Herein, Sanjivni Non-Ferrous Trading Pvt. Ltd (the Respondent) had declared certain value in a Bill of Entry pertaining to goods imported for the purpose of paying custom duty (Declared Value). But the Assessing Officer had set aside the Declared Value and increased the assessable value based on which the tax/duty would be paid (Assessable Value).
Therefore, the Respondent had approached various authorities including the Commissioner (Appeals), Central Excise and Service Tax Noida to challenge the reassessment of the Assessing Officer, but all such appeals were dismissed. Thereafter, the Respondent approached the Customs, Excise and Service Tax Appellate Tribunal (the Tribunal) which allowed the appeal and rejected the reassessment done by the Assessing Officer (the Order).

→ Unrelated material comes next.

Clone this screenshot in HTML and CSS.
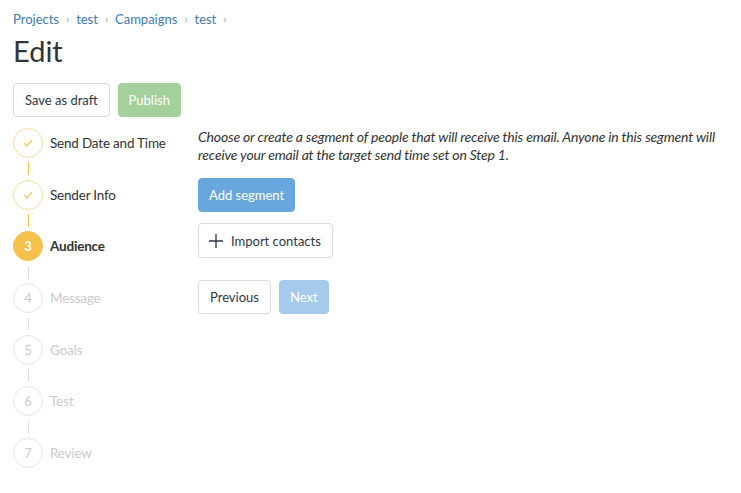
FILE: index.html
```html
<!DOCTYPE html>
<html>
<head>
<meta charset="utf-8">
<link rel="stylesheet" href="styles.css">
</head>
<body>
<div class="page">
  <nav class="crumbs">
    <a href="#">Projects</a><span class="sep">›</span>
    <a href="#">test</a><span class="sep">›</span>
    <a href="#">Campaigns</a><span class="sep">›</span>
    <a href="#">test</a><span class="sep">›</span>
  </nav>
  <h1 class="title">Edit</h1>
  <div class="actions">
    <button class="btn">Save as draft</button>
    <button class="btn btn-green">Publish</button>
  </div>
  <div class="main">
    <ol class="steps">
      <li class="step done"><span class="dot"><svg width="12" height="10" viewBox="0 0 12 10"><path d="M2 5.2 L4.9 7.9 L10 2.2" fill="none" stroke="#f2bf45" stroke-width="1.1"/></svg></span><span class="label">Send Date and Time</span></li>
      <li class="link done"></li>
      <li class="step done"><span class="dot"><svg width="12" height="10" viewBox="0 0 12 10"><path d="M2 5.2 L4.9 7.9 L10 2.2" fill="none" stroke="#f2bf45" stroke-width="1.1"/></svg></span><span class="label">Sender Info</span></li>
      <li class="link done"></li>
      <li class="step active"><span class="dot">3</span><span class="label">Audience</span></li>
      <li class="link"></li>
      <li class="step"><span class="dot">4</span><span class="label">Message</span></li>
      <li class="link"></li>
      <li class="step"><span class="dot">5</span><span class="label">Goals</span></li>
      <li class="link"></li>
      <li class="step"><span class="dot">6</span><span class="label">Test</span></li>
      <li class="link"></li>
      <li class="step"><span class="dot">7</span><span class="label">Review</span></li>
    </ol>
    <section class="content">
      <p class="intro">Choose or create a segment of people that will receive this email. Anyone in this segment will receive your email at the target send time set on Step 1.</p>
      <div class="row first"><button class="btn btn-blue">Add segment</button></div>
      <div class="row"><button class="btn btn-icon"><svg width="16" height="16" viewBox="0 0 16 16"><path d="M8 1 V15 M1 8 H15" stroke="#2d3748" stroke-width="1.3" fill="none"/></svg>Import contacts</button></div>
      <div class="row nav"><button class="btn">Previous</button><button class="btn btn-pale">Next</button></div>
    </section>
  </div>
</div>
</body>
</html>
```
FILE: styles.css
```css
* { box-sizing: border-box; }
html, body { margin: 0; padding: 0; background: #fff; }
body { font-family: Lato, "Noto Sans", sans-serif; font-size: 13px; color: #333; }
.page { padding: 9px 13px 0 13px; }
.crumbs { display: flex; align-items: center; line-height: 20px; font-size: 13px; }
.crumbs a { color: #3d7ab8; text-decoration: none; }
.crumbs .sep { color: #8a9bb0; font-size: 11px; margin: 0 7px; }
.title { margin: 4px 0 0 0; font-size: 29px; line-height: 36px; font-weight: 400; color: #333; }
.actions { display: flex; gap: 8px; margin-top: 14px; }
.btn { font-family: inherit; font-size: 13px; height: 34px; padding: 0 11px; border: 1px solid #dcdcdc; border-radius: 4px; background: #fff; color: #2d3748; display: inline-flex; align-items: center; }
.btn-green { background: #a4d09c; border-color: #a4d09c; color: #fff; padding: 0 10px; }
.btn-blue { background: #68a7dd; border-color: #68a7dd; color: #fff; padding: 0 10px; }
.btn-pale { background: #a5caeb; border-color: #a5caeb; color: #fff; padding: 0 10px; }
.btn-icon { gap: 7px; padding: 0 11px 0 9px; height: 35px; }
.main { display: flex; margin-top: 11px; }
.steps { list-style: none; margin: 0; padding: 0; width: 185px; flex: none; }
.step { display: flex; align-items: center; height: 30px; }
.dot { width: 30px; height: 30px; border-radius: 50%; border: 1px solid #e6e6e6; display: flex; align-items: center; justify-content: center; color: #ccc; font-size: 13px; flex: none; }
.label { margin-left: 7px; color: #ccc; font-size: 13.5px; letter-spacing: -0.2px; }
.step.done .dot { border-color: #f8dd9c; }
.step.done .label { color: #333; }
.step.active .dot { background: #f5c14b; border-color: #f5c14b; color: #fff; font-weight: 700; }
.step.active .label { color: #333; font-weight: 700; }
.link { height: 21.67px; display: flex; align-items: center; padding-left: 14.5px; }
.link::before { content: ""; display: block; width: 1px; height: 13px; background: #e0e0e0; }
.link.done::before { background: #f5c14b; }
.content { flex: 1; }
.intro { margin: 0; font-size: 14px; font-style: italic; line-height: 18px; letter-spacing: -0.18px; color: #333; }
.row { display: flex; gap: 8px; margin-top: 11px; }
.row.first { margin-top: 14px; }
.row.nav { margin-top: 22px; }
```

The Petitioner, then, filed an appeal before the Supreme Court challenging the Order of the Tribunal. The Bench comprising of Justice AK Sikri and Justice S Abdul Nazeer of the Supreme Court held that:
The Assessing Officer had to consider the price actually paid for determining the normal assessable value under the Act.
With reference to the Act, the Supreme Court held that “…Therefore, normally, the Assessing Officer is supposed to act on the basis of price which is actually paid and treat the same as assessable value/transaction value of the goods. This, ordinarily, is the course of action which needs to be followed by the Assessing Officer.”
The Declared Value could be rejected by the Assessing Officer only with cogent reasons and further held that:
“The normal rule was that the assessable value has to be arrived at on the basis of the price which was actually paid, and that was mentioned in the Bills of Entry. The Tribunal has clearly mentioned that this declared price could be rejected only with cogent reasons by undertaking the exercise as to on what basis the Assessing Authority could hold that the paid price was not the sole consideration of the transaction value. Since there is no such exercise done by the Assessing Authority to reject the price declared in the Bills of Entry, Order-in-Original was, therefore, clearly erroneous.”
The Assessing Officer had to give proper justification in arriving at his own assessable value.
Therefore, based on the aforesaid reasons, the Supreme Court rejected the appeal of the Petitioner and upheld the Order passed by the Tribunal as the Assessing Officer failed to properly examine the evidence while rejecting the Declared Value and while arriving at his own Assessable Value.